# Task brief
Give only one thing: the number of lines that include the word "What".

# Data
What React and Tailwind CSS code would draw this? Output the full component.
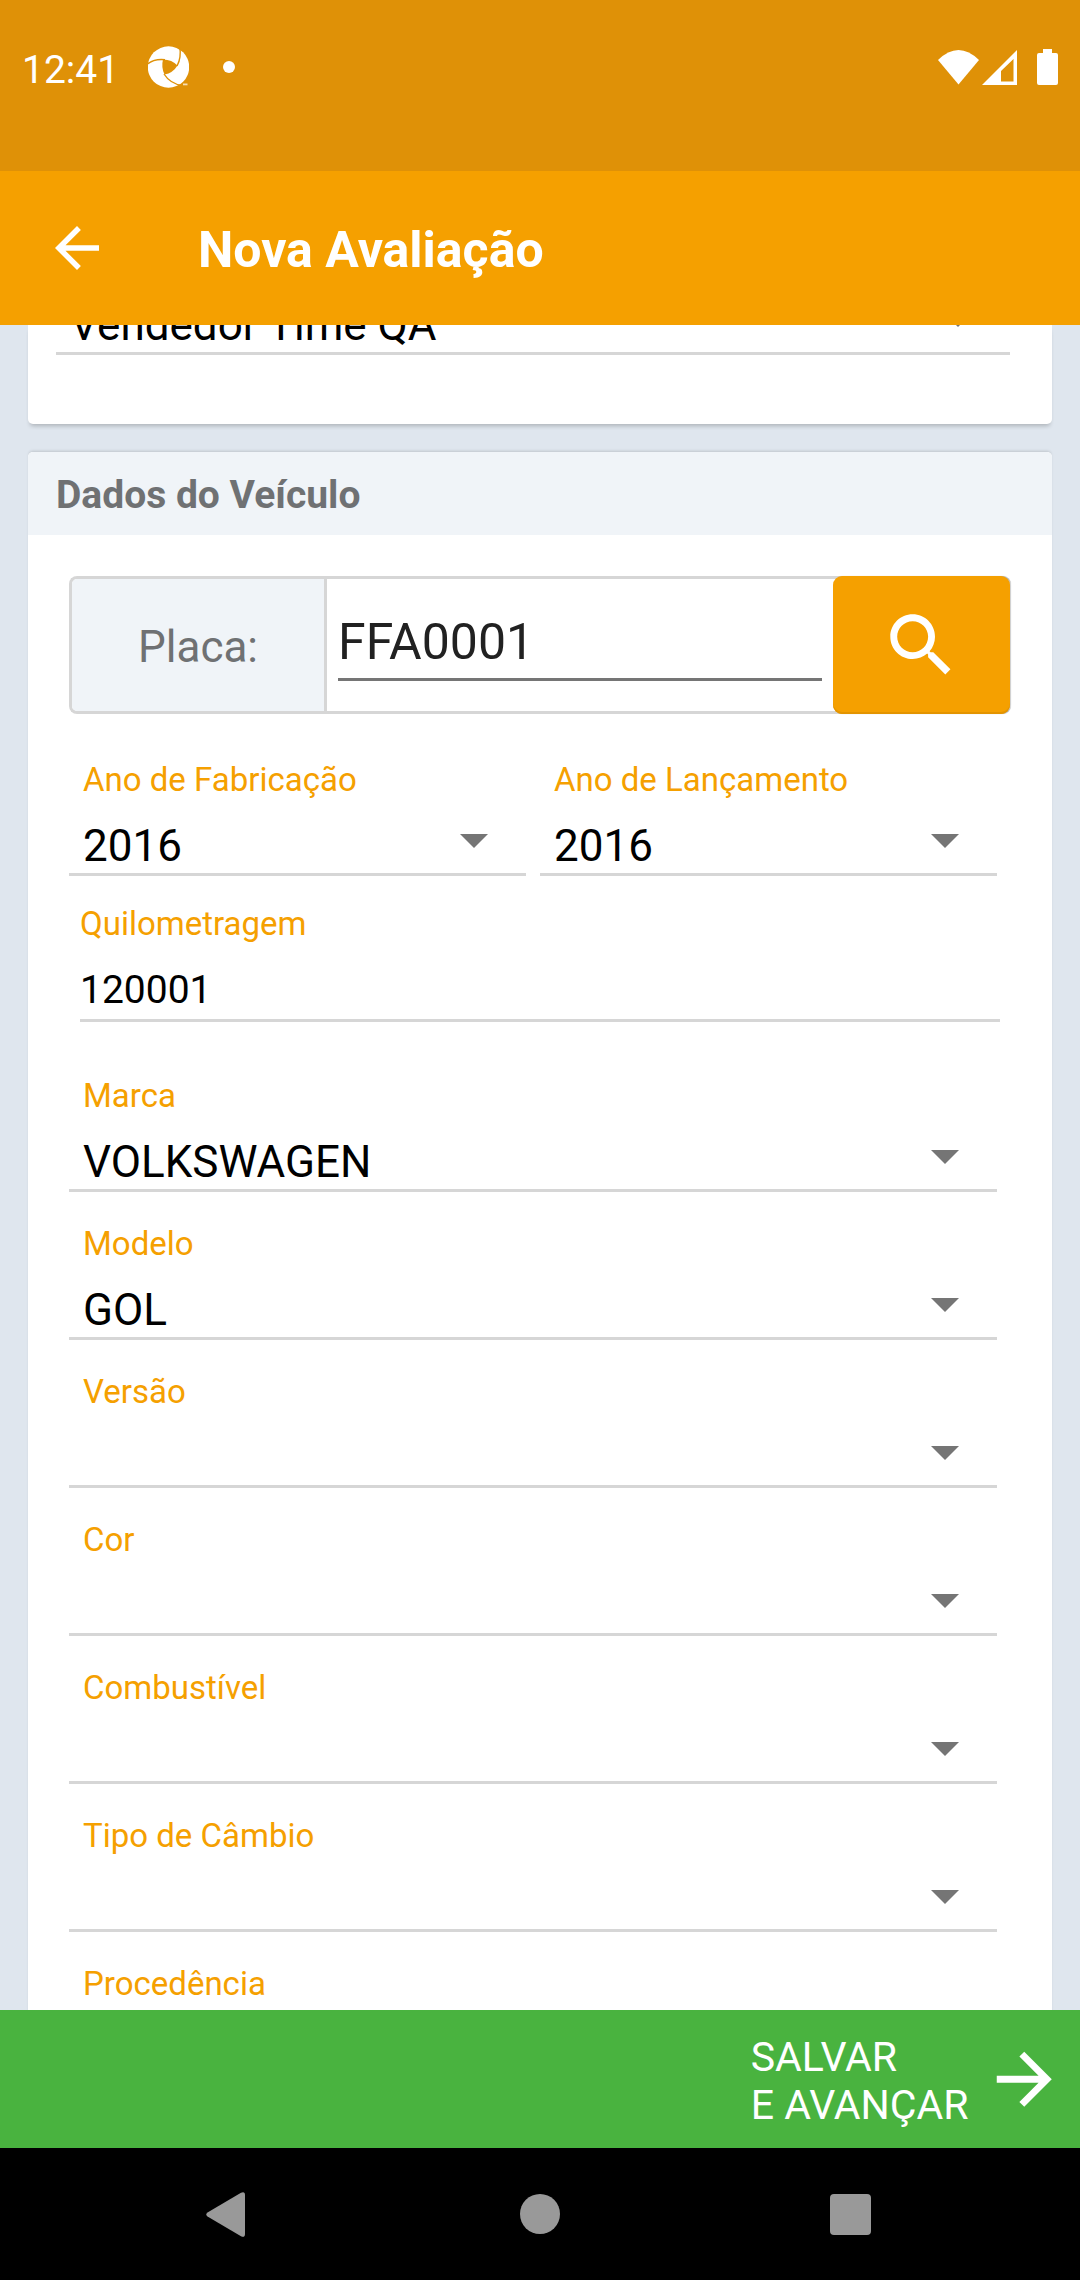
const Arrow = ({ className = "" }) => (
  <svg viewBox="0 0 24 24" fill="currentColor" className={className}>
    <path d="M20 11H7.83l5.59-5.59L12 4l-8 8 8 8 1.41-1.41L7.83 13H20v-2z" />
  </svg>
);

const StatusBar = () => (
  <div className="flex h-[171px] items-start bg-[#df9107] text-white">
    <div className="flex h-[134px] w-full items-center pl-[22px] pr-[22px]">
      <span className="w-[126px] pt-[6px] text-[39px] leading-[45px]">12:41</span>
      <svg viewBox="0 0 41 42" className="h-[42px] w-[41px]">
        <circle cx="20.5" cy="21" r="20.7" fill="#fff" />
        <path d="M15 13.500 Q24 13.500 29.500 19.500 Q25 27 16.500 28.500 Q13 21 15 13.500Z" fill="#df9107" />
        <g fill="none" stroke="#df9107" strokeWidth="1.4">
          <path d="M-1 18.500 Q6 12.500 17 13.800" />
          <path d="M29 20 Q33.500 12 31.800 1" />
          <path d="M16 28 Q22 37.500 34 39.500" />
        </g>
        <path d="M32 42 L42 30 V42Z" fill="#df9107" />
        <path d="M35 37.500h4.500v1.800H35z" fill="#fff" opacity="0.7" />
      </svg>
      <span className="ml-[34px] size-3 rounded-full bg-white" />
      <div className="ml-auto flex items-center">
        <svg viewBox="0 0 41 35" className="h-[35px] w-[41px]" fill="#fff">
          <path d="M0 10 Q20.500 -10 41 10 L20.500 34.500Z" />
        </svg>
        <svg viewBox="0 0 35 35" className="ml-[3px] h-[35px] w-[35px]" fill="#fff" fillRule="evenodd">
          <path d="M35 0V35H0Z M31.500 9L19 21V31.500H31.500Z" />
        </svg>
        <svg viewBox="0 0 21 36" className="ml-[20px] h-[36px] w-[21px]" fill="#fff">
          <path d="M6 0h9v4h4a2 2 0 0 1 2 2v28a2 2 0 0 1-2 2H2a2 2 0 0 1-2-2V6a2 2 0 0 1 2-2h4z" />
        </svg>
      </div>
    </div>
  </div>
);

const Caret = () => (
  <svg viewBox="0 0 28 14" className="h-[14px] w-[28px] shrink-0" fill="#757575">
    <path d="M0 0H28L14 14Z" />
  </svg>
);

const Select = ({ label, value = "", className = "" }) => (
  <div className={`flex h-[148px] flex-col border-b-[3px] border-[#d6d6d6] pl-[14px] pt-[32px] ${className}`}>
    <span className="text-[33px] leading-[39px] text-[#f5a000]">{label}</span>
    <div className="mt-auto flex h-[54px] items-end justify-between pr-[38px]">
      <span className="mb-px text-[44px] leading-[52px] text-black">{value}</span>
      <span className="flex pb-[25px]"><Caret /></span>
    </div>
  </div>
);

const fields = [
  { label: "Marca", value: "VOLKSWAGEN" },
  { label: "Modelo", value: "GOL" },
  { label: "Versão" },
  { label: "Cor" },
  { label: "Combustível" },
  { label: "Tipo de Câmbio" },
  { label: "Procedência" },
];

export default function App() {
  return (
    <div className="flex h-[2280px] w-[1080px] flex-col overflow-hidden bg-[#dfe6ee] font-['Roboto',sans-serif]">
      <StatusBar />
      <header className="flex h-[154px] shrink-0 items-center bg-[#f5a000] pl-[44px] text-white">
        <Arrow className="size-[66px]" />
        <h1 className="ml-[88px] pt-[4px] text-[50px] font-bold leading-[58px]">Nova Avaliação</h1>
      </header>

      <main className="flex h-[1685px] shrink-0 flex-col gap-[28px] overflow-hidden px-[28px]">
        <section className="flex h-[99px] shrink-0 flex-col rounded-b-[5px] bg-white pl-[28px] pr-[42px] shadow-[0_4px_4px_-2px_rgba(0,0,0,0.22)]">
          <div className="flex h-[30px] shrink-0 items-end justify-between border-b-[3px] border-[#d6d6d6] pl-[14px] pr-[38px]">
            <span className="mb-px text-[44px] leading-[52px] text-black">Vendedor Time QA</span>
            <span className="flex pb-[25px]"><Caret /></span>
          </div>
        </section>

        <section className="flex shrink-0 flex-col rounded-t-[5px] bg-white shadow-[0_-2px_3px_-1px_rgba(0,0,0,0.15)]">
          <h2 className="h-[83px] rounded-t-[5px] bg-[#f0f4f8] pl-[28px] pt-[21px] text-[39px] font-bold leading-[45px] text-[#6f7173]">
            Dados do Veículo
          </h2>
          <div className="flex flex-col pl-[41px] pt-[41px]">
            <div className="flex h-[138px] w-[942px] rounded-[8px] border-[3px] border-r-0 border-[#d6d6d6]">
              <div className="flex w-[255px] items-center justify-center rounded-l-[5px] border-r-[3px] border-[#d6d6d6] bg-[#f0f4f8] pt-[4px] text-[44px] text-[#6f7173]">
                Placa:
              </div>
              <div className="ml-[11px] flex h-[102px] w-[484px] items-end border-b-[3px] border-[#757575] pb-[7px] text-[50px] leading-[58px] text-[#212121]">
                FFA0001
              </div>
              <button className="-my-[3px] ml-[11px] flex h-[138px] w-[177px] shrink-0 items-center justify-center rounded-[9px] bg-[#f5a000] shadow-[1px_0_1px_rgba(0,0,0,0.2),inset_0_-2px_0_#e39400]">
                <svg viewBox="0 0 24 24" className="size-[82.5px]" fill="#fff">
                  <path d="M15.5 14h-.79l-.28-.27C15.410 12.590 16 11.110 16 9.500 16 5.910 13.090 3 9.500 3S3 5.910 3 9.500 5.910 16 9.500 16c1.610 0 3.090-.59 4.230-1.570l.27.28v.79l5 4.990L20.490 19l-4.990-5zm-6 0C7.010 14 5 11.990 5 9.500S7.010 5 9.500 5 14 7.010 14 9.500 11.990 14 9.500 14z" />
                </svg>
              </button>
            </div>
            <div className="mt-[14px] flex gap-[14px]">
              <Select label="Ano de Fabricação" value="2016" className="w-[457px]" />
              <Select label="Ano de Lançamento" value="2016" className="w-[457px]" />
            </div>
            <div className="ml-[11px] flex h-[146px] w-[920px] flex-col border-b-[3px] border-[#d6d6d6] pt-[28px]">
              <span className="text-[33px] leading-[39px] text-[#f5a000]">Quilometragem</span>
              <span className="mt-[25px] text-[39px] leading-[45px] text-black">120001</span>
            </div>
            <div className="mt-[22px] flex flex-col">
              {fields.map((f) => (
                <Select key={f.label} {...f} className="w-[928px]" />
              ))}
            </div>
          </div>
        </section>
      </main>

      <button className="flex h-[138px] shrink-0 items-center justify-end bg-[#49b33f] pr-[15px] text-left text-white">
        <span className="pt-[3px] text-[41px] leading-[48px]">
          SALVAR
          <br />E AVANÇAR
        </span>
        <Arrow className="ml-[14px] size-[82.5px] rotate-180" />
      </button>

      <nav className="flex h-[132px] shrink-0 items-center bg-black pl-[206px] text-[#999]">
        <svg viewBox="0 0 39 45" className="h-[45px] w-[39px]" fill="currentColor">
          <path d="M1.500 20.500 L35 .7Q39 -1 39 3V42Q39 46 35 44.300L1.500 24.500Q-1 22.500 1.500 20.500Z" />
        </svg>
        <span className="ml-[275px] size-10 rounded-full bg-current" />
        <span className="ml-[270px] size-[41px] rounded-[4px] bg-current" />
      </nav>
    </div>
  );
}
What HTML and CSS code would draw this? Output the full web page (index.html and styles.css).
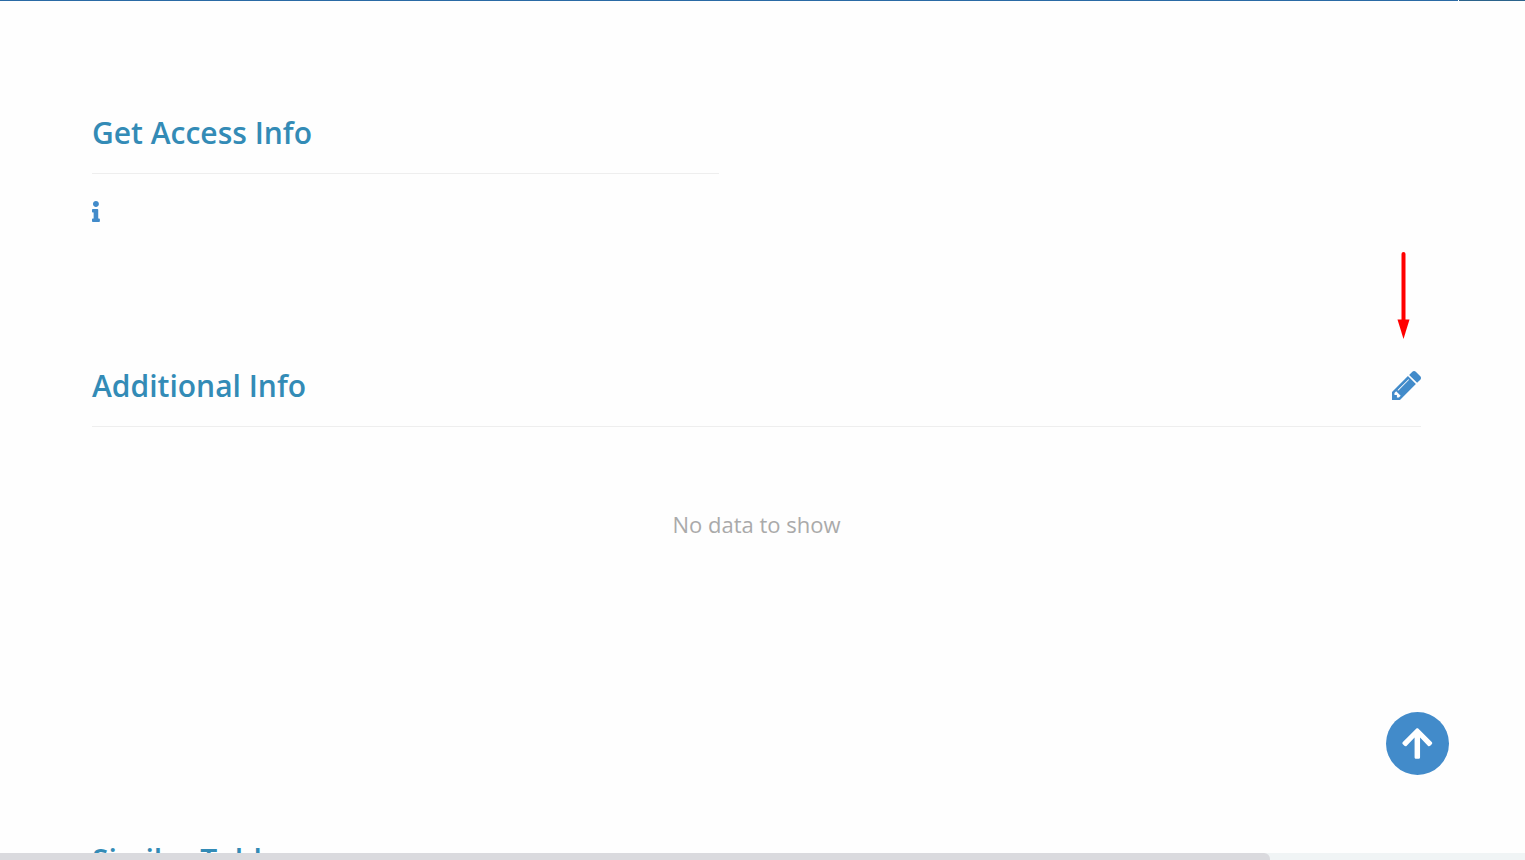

# Correct response
2